Manipulation of coupling and magnon transport in magnetic metal-insulator hybrid structures

Abstract

Ferromagnetic metals and insulators are widely used for generation, control, and detection of magnon spin signals. Most magnonic structures are based primarily on either magnetic insulators or ferromagnetic metals, while heterostructures integrating both are less explored. Here, by introducing a Pt/yttrium iron garnet (YIG)/permalloy (Py) hybrid structure grown on Si substrate, we studied the magnetic coupling and magnon transmission across the interface of the two magnetic layers [1]. Interestingly, we found the YIG and the Py layers show antiferromagnetic coupling when external field is small, and the two layers align to the same direction only when the in-pane field is above 150 mT, as evidenced by both vibrating-sample magnetometry and polarized neutron reflectometry measurements.
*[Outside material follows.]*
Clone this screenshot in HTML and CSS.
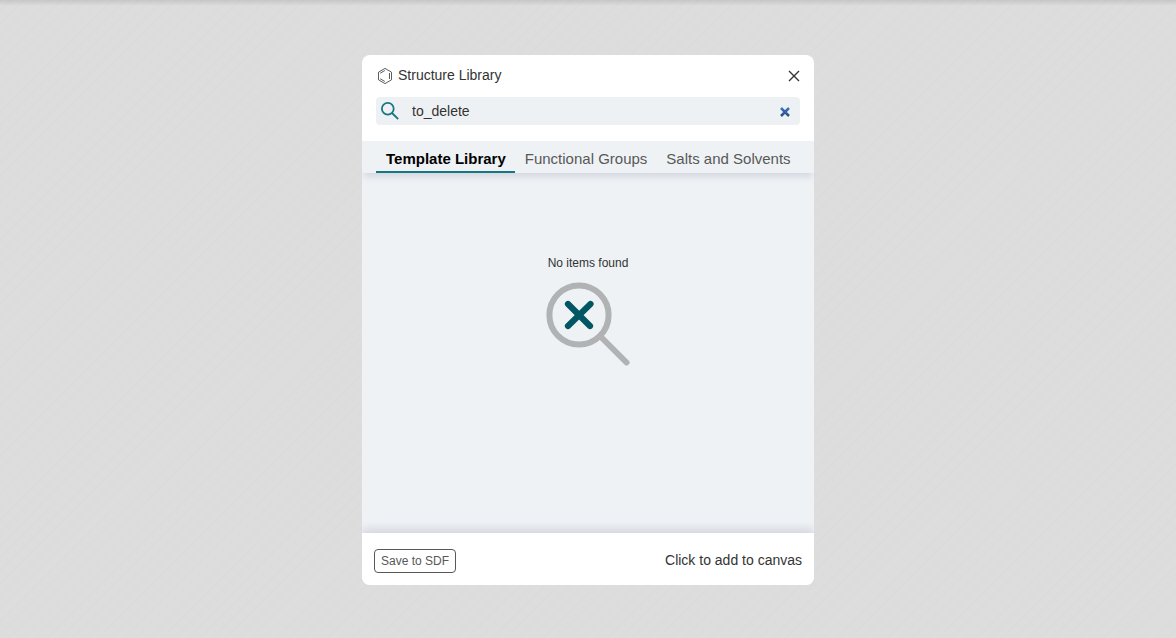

More importantly, the parallel and antiparallel magnetization configurations in this YIG/Py structure could be utilized to control magnon spin flow in spin-pumping and spin Seebeck experiments. In Figure 1(a) and 1(b), we schematically illustrate the effect of magnetization configuration (antiparallel vs parallel) on the magnon current transmission efficiency across the two magnetic layers’ interface. In the spin-pumping experiment, as plotted in Figure 1(c), we demonstrate that a magnon spin-valve device with an ON/OFF ratio of ~130% can be realized out of this multilayer structure at room temperature. Owing to the efficient control of magnon current and the compatibility with Si technology, the Pt/YIG/Py hybrid structure could potentially find applications in magnon-based logic and memory devices.